XIII.
CONDITIONS OF THE APPEARANCE OF COLOUR.
197.
Although in the foregoing experiments we have found all unbroken surfaces, large or small, colourless, yet at the outlines or boundaries, where the surface is relieved upon a darker or lighter object, we observe a coloured appearance.
198.
Outline, as well as surface, is necessary to constitute a figure or circumscribed object. We therefore express the leading fact thus: circumscribed objects must be displaced by refraction in order to the exhibition of an appearance of colour.
199.
We place before us the simplest object, a light disk on a dark ground (A).[1] A displacement occurs with regard to this object, if we apparently extend its outline from the centre by magnifying it. This may be done with any convex glass, and in this case we see a blue edge (B).
200.
We can, to appearance, contract the circumference of the same light disk towards the centre by diminishing the object; the edge will then appear yellow (C). This may be done with a concave glass, which, however, should not be ground thin like common eye-glasses, but must have some substance. In order, however, to make this experiment at once with the convex glass, let a smaller black disk be inserted within the light disk on a black ground. If we magnify the black disk on a white ground with a convex glass, the same result takes place as if we diminished the white disk; for we extend the black outline upon the white, and we thus perceive the yellow edge together with the blue edge (D).
201.
These two appearances, the blue and yellow, exhibit themselves in and upon the white: they both assume a reddish hue, in proportion as they mingle with the black.[2]
[Illustration]
202.
In this short statement we have described the primordial phenomena of all appearance of colour occasioned by refraction. These undoubtedly may be repeated, varied, and rendered more striking; may be combined, complicated, confused; but, after all, may be still restored to their original simplicity.
203.
In examining the process of the experiment just given, we find that in the one case we have, to appearance, extended the white edge upon the dark surface; in the other we have extended the dark edge upon the white surface, supplanting one by the other, pushing one over the other. We will now endeavour, step by step, to analyse these and similar cases.
204.
If we cause the white disk to move, in appearance, entirely from its place, which can be done effectually by prisms, it will be coloured according to the direction in which it apparently moves, in conformity with the above laws. If we look at the disk _a_[3] through a prism, so that it appear moved to _b_, the outer edge will appear blue and blue-red, according to the law of the figure B (fig. 1), the other edge being yellow, and yellow-red, according to the law of the figure C (fig. 1). For in the first case the white figure is, as it were, extended over the dark boundary, and in the other case the dark boundary is passed over the white figure.

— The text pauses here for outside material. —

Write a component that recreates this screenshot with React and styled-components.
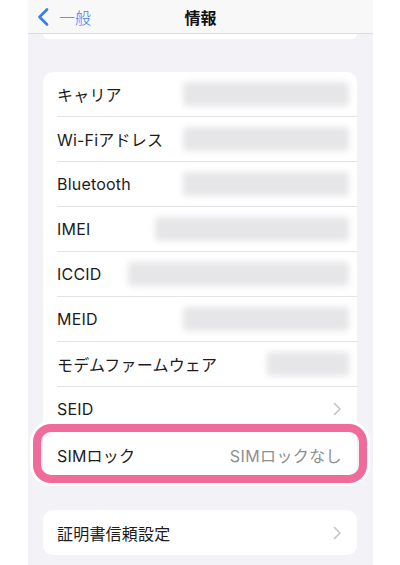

The same happens if the disk is, to appearance, moved from _a_ to _c_, from _a_ to _d_, and so throughout the circle.
205.
As it is with the simple effect, so it is with more complicated appearances. If we look through a horizontal prism (_a b_[4]) at a white disk placed at some distance behind it at _e_, the disk will be raised to _f_, and coloured according to the above law. If we remove this prism, and look through a vertical one (_c d_) at the same disk, it will appear at _h_, and coloured according to the same law. If we place the two prisms one upon the other, the disk will appear displaced diagonally, in conformity with a general law of nature, and will be coloured as before; that is, according to its movement in the direction, _e.g._:[5]
206.
If we attentively examine these opposite coloured edges, we find that they only appear in the direction of the apparent change of place. A round figure leaves us in some degree uncertain as to this: a quadrangular figure removes all doubt.
207.
The quadrangular figure _a_,[6] moved in the direction _a b_ or _a d_ exhibits no colour on the sides which are parallel with the direction in which it moves: on the other hand, if moved in the direction _a c_, parallel with its diagonal, all the edges of the figure appear coloured.[7]
208.
Thus, a former position (203) is here confirmed; viz. to produce colour, an object must be so displaced that the light edges be apparently carried over a dark surface, the dark edges over a light surface, the figure over its boundary, the boundary over the figure. But if the rectilinear boundaries of a figure could be indefinitely extended by refraction, so that figure and background might only pursue their course next, but not over each other, no colour would appear, not even if they were prolonged to infinity.
[1] Plate 2, fig. 1.
[2] The author has omitted the orange and purple in the coloured diagrams which illustrate these first experiments, from a wish probably to present the elementary contrast, on which he lays a stress, in greater simplicity. The reddish tinge would be apparent, as stated above, where the blue and yellow are in contact with the black.--T.
[3] Plate 2, fig. 2
[4] Plate 2, fig. 4
[5] In this case, according to the author, the refracting medium being increased in mass, the appearance of colour is increased, and the displacement is greater.--T.
[6] Plate 2, fig. 3.
[7] Fig. 2, plate 1, contains a variety of forms, which, when viewed through a prism, are intended to illustrate the statement in this and the following paragraph.